INSTRUCTIONS FOR THE TASK
Search the listing below for "this". Copy each matching line.
━━━━━ EXTRACTED DATA
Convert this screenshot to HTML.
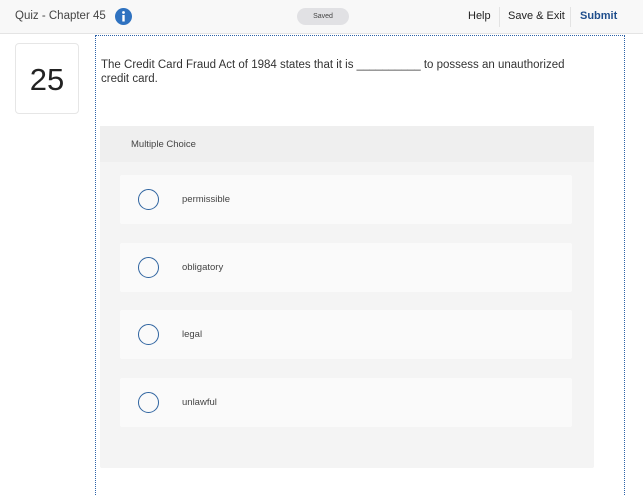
<!DOCTYPE html>
<html><head><meta charset="utf-8"><style>
*{margin:0;padding:0;box-sizing:border-box}
body{width:643px;height:485px;overflow:hidden;background:#fff;font-family:"Liberation Sans",sans-serif;color:#333;position:relative}
.hdr{position:absolute;left:0;top:0;width:643px;height:34px;background:#f8f8f8;border-bottom:1px solid #e4e4e4}
.t{position:absolute;top:10px;font-size:11.5px}
.saved{position:absolute;left:297px;top:8px;width:52px;height:17px;border-radius:9px;background:#e1e1e4;font-size:7px;text-align:center;line-height:17px;color:#444}
.sep{position:absolute;top:7px;width:1px;height:20px;background:#e3e3e3}
.box{position:absolute;left:95px;top:35px;width:530px;height:460px;border-left:1px dotted #2c62a8;border-right:1px dotted #2c62a8;border-top:1px dotted #2c62a8}
.num{position:absolute;left:15px;top:43px;width:64px;height:71px;border:1px solid #e6e6e6;border-radius:4px;font-size:31px;text-align:center;line-height:71px;color:#222}
.q{position:absolute;left:101px;top:58px;font-size:11.5px;line-height:14px;color:#333}
.panel{position:absolute;left:100px;top:126px;width:494px;height:342px;background:#f4f4f4;border-radius:2px}
.ph{height:36px;background:#efefef;font-size:9.5px;line-height:37px;padding-left:31px;color:#444}
.opt{position:absolute;left:20px;width:452px;height:49px;background:#fafafa;border-radius:2px}
.opt i{position:absolute;left:18px;top:14px;width:21px;height:21px;border:1.5px solid #2f64a0;border-radius:50%}
.opt span{position:absolute;left:62px;top:19px;font-size:9.5px;color:#444}
</style></head><body>
<div class="hdr">
<div class="t" style="left:15px;color:#444">Quiz - Chapter 45</div>
<svg style="position:absolute;left:115px;top:8px" width="17" height="17"><circle cx="8.5" cy="8.5" r="8.5" fill="#2f72c0"/><circle cx="8.5" cy="4.5" r="1.4" fill="#fff"/><rect x="7.3" y="7" width="2.4" height="6.5" fill="#fff"/></svg>
<div class="saved">Saved</div>
<div class="t" style="left:468px;font-size:11px;color:#222">Help</div>
<div class="sep" style="left:499px"></div>
<div class="t" style="left:508px;font-size:11px;color:#222">Save &amp; Exit</div>
<div class="sep" style="left:570px"></div>
<div class="t" style="left:580px;font-size:11px;color:#1f4e8c;font-weight:bold">Submit</div>
</div>
<div class="box"></div>
<div class="num">25</div>
<div class="q">The Credit Card Fraud Act of 1984 states that it is __________ to possess an unauthorized<br>credit card.</div>
<div class="panel">
<div class="ph">Multiple Choice</div>
<div class="opt" style="top:49px"><i></i><span>permissible</span></div>
<div class="opt" style="top:117px"><i></i><span>obligatory</span></div>
<div class="opt" style="top:184px"><i></i><span>legal</span></div>
<div class="opt" style="top:252px"><i></i><span>unlawful</span></div>
</div>
</body></html>
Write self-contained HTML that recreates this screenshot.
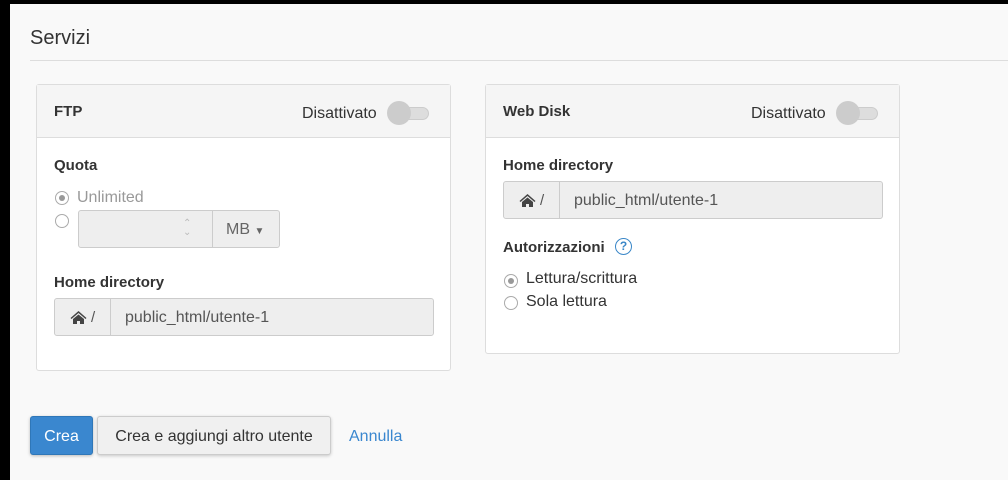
<!DOCTYPE html>
<html><head><style>
*{box-sizing:border-box;margin:0;padding:0}
body{width:1008px;height:480px;background:#000;position:relative;overflow:hidden;font-family:"Liberation Sans",sans-serif;color:#333}
.bg{position:absolute;left:10px;top:4px;right:0;bottom:0;background:#f9f9f9}
.a{position:absolute}
.panel{position:absolute;background:#fff;border:1px solid #ddd;border-radius:3px}
.ph{height:53px;background:#f5f5f5;border-bottom:1px solid #ddd;position:relative}
.ph b{position:absolute;left:17px;top:18px;font-size:15px}
.dis{position:absolute;top:20px;font-size:16px;color:#333}
.tog{position:absolute;top:16px;width:44px;height:22px}
.tog i{position:absolute;left:4px;top:6px;width:38px;height:13px;border-radius:7px;background:#ddd;border:1px solid #ccc}
.tog s{position:absolute;left:0;top:0;width:24px;height:24px;border-radius:50%;background:#ccc}
.lbl{position:absolute;font-size:15px;font-weight:bold}
.ig{position:absolute;height:38px;border:1px solid #ccc;border-radius:3px;background:#eee;display:flex}
.ig .ad{width:56px;border-right:1px solid #ccc;display:flex;align-items:center;justify-content:center;font-size:15px;color:#555}
.ig .v{padding-left:14px;line-height:38px;font-size:16px;color:#555}
.rad{position:absolute;width:14px;height:14px;border-radius:50%;border:1px solid #aaa;background:#fff}
.rad.on::after{content:"";position:absolute;left:3px;top:3px;width:6px;height:6px;border-radius:50%;background:#999}
.t{position:absolute;font-size:16px}
</style></head><body>
<div class="bg"></div>
<div class="a" style="left:30px;top:27px;font-size:20px;color:#333">Servizi</div>
<div class="a" style="left:30px;top:60px;right:0;height:1px;background:#ddd"></div>

<div class="panel" style="left:36px;top:84px;width:415px;height:287px">
 <div class="ph"><b>FTP</b><span class="dis" style="left:265px">Disattivato</span><div class="tog" style="left:350px"><i></i><s></s></div></div>
 <div class="lbl" style="left:17px;top:72px">Quota</div>
 <div class="rad on" style="left:18px;top:106px"></div>
 <div class="t" style="left:40px;top:104px;color:#999">Unlimited</div>
 <div class="rad" style="left:18px;top:129px"></div>
 <div class="a" style="left:41px;top:125px;width:202px;height:38px;border:1px solid #ccc;border-radius:3px;background:#eee;display:flex">
  <div style="width:134px;border-right:1px solid #ccc;position:relative"><span style="position:absolute;left:104px;top:8px;font-size:10px;color:#bbb;line-height:9px">&#8963;<br>&#8964;</span></div>
  <div style="flex:1;line-height:38px;padding-left:13px;font-size:16px;color:#666">MB <span style="font-size:10px">&#9660;</span></div>
 </div>
 <div class="lbl" style="left:17px;top:189px">Home directory</div>
 <div class="ig" style="left:17px;top:213px;width:380px"><div class="ad"><svg width="17" height="14" viewBox="0 0 17 14"><path d="M8.5 1L0.5 8l1 1 7-6 7 6 1-1zM3 9v5h4v-3h3v3h4V9L8.5 4.5z" fill="#444"/></svg>&nbsp;/</div><div class="v">public_html/utente-1</div></div>
</div>

<div class="panel" style="left:485px;top:84px;width:415px;height:270px">
 <div class="ph"><b>Web Disk</b><span class="dis" style="left:265px">Disattivato</span><div class="tog" style="left:350px"><i></i><s></s></div></div>
 <div class="lbl" style="left:17px;top:72px">Home directory</div>
 <div class="ig" style="left:17px;top:96px;width:380px"><div class="ad"><svg width="17" height="14" viewBox="0 0 17 14"><path d="M8.5 1L0.5 8l1 1 7-6 7 6 1-1zM3 9v5h4v-3h3v3h4V9L8.5 4.5z" fill="#444"/></svg>&nbsp;/</div><div class="v">public_html/utente-1</div></div>
 <div class="lbl" style="left:17px;top:154px">Autorizzazioni</div>
 <div class="a" style="left:129px;top:153px;width:17px;height:17px;border:1.5px solid #3a87c8;border-radius:50%;color:#3a87c8;font-size:12px;font-weight:bold;text-align:center;line-height:14px">?</div>
 <div class="rad on" style="left:18px;top:189px"></div>
 <div class="t" style="left:40px;top:185px">Lettura/scrittura</div>
 <div class="rad" style="left:18px;top:211px"></div>
 <div class="t" style="left:40px;top:208px">Sola lettura</div>
</div>

<div class="a" style="left:30px;top:416px;width:63px;height:39px;background:#3a87cf;border:1px solid #2f77b8;border-radius:3px;color:#fff;font-size:16px;line-height:39px;text-align:center;box-shadow:0 1px 3px rgba(0,0,0,.25)">Crea</div>
<div class="a" style="left:97px;top:416px;width:234px;height:39px;background:#f0f0f0;border:1px solid #ccc;border-radius:3px;color:#333;font-size:16px;line-height:39px;text-align:center;box-shadow:0 1px 3px rgba(0,0,0,.2)">Crea e aggiungi altro utente</div>
<div class="a" style="left:349px;top:428px;font-size:16px;color:#3a87cf">Annulla</div>
</body></html>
━━━━━━━━━━
ANSWER BELOW
Convert this screenshot to HTML.
Write self-contained HTML that recreates this screenshot.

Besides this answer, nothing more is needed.